Future Directions in Geometry and Integration

Looking ahead, several research avenues are particularly promising:

  • Topology optimization driven by multi‑physics objectives – Simultaneously minimizing pressure drop and maximizing heat transfer, while accounting for structural strength and manufacturability constraints.
  • Hybrid cooling strategies – Combining regenerative channels with film cooling or transpiration cooling on the hot gas side, with the channel geometry tailored to the local heat flux distribution.
  • Nanofluid coolants – Suspending nanoparticles in the coolant to enhance its thermal conductivity, in combination with geometrically optimized channels.
  • Active control of flow distribution – Incorporating variable‑geometry inserts or micro‑valves to adjust the coolant flow rate in different channel regions in response to real‑time temperature monitoring.

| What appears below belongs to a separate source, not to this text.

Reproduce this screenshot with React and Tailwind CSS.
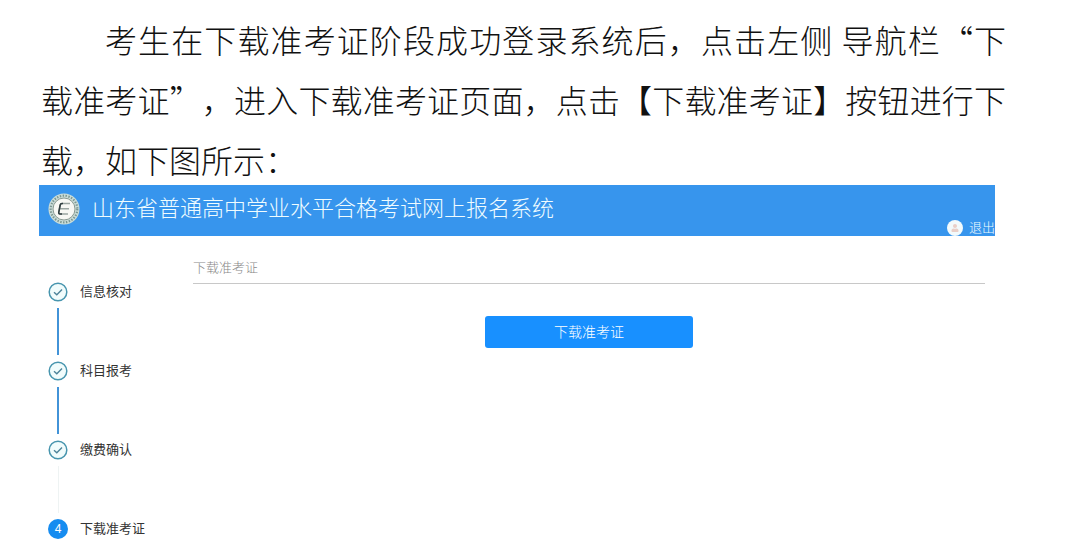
import { FaUser } from "react-icons/fa";

const steps = [
  { id: 1, label: "信息核对", status: "done" },
  { id: 2, label: "科目报考", status: "done" },
  { id: 3, label: "缴费确认", status: "done" },
  { id: 4, label: "下载准考证", status: "current" },
];

function Logo() {
  return (
    <svg viewBox="0 0 32 32" className="size-8 shrink-0" aria-hidden="true">
      <circle cx="16" cy="16" r="15.5" fill="#c9dcd8" />
      <circle cx="16" cy="16" r="13.3" fill="none" stroke="#7b9690" strokeWidth="2.2" strokeDasharray="1.4 1.5" />
      <circle cx="16" cy="16" r="11" fill="#f7f8f4" stroke="#899991" strokeWidth="1" />
      <path d="M22 10.5H14Q12.5 10.5 12.2 12L10.8 19.2Q10.5 21 12 21H20M12.2 15.7H21" fill="none" stroke="#9aa5a1" strokeWidth="1.5" />
      <path d="M15 10.5H14Q12.5 10.5 12.2 12L10.8 19.2Q10.5 21 12 21H14" fill="none" stroke="#303e40" strokeWidth="1.6" />
    </svg>
  );
}

function StepIcon({ step }) {
  if (step.status === "current") {
    return (
      <span className="flex size-5 items-center justify-center rounded-full bg-[#168cf0] text-xs text-white">
        {step.id}
      </span>
    );
  }

  return (
    <svg viewBox="0 0 20 20" className="size-5" fill="none" aria-hidden="true">
      <circle cx="10" cy="10" r="8.8" fill="#f1fcfc" stroke="#4795ae" strokeWidth="1.5" />
      <path d="M6 10.2L8.8 12.7L14 7.6" stroke="#4d8399" strokeWidth="1.4" />
    </svg>
  );
}

export default function App() {
  return (
    <div
      lang="zh-CN"
      className="bg-white pt-[9px] font-['Liberation_Sans','Noto_Sans_CJK_SC',sans-serif] text-[13px] leading-5 text-[#333]"
    >
      {/* Instructions */}
      <p className="mr-[74px] ml-[41px] text-justify indent-[2em] font-['Noto_Sans_CJK_SC',sans-serif] text-[32px] leading-[60px] font-light text-[#111] [text-spacing-trim:space-all]">
        考生在下载准考证阶段成功登录系统后，点击左侧 导航栏“下载准考证”，进入下载准考证页面，点击【下载准考证】按钮进行下载，如下图所示：
      </p>

      <div className="mr-[85px] ml-[39px] -mt-1">
        {/* Header */}
        <header className="flex h-[51px] justify-between bg-[#3795ed] pl-[9px] text-[#effcff]">
          <div className="flex items-center gap-3 pb-1">
            <Logo />
            <h1 className="text-[22px] font-light">山东省普通高中学业水平合格考试网上报名系统</h1>
          </div>
          <div className="flex items-center gap-1.5 self-end">
            <span className="flex size-4 items-center justify-center rounded-full bg-[#f2fafc]">
              <FaUser className="size-2 text-[#e9cfc8]" />
            </span>
            <a href="#logout" className="leading-4 font-light">
              退出
            </a>
          </div>
        </header>

        <div className="flex">
          {/* Step navigation */}
          <nav className="w-[154px] shrink-0 pt-[46px] pl-[9px]">
            <ol>
              {steps.map((step, index) => (
                <li key={step.id} className="flex gap-3">
                  <div className="flex flex-col items-center">
                    <StepIcon step={step} />
                    {index < 2 && <span className="my-1.5 h-[47px] w-0.5 bg-[#4293d8]" />}
                    {index === 2 && <span className="my-1.5 h-[47px] w-px bg-[#eef3f3]" />}
                  </div>
                  <span>{step.label}</span>
                </li>
              ))}
            </ol>
          </nav>

          {/* Ticket download */}
          <main className="mr-2.5 flex-1 pt-[22px]">
            <h2 className="border-b border-[#c8c8c8] pb-[5px] font-light text-[#888]">下载准考证</h2>
            <div className="mt-8 flex justify-center">
              <button type="button" className="h-8 w-52 rounded-[3px] bg-[#1890ff] text-sm font-light text-white">
                下载准考证
              </button>
            </div>
          </main>
        </div>
      </div>
    </div>
  );
}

Additive manufacturing will continue to be the key enabler, as printers become faster, cheaper, and capable of finer features. The ability to print cooling channels in otherwise monolithic components—such as integrally cooled turbine blades or rocket thrust chambers—will likely become standard practice in the near future.

Conclusion

Innovations in regenerative cooling channel geometries represent a significant leap forward in thermal management for high‑performance engineering systems. By moving beyond simple rectangular or circular shapes and embracing fins, helical paths, microchannel arrays, ribbed surfaces, and additively manufactured lattice structures, engineers can achieve heat transfer enhancements of 50‑200% while improving temperature uniformity and reducing thermal stresses. These advances translate directly into safer, lighter, and more durable rocket engines, gas turbines, and power systems. While challenges remain in manufacturing cost, material performance, and computational design, the rapid progress in additive manufacturing and multi‑physics optimization is steadily eliminating these barriers. The future of regenerative cooling is not only efficient but also geometrically complex—tailored to the exact thermal, fluid, and structural demands of each unique application.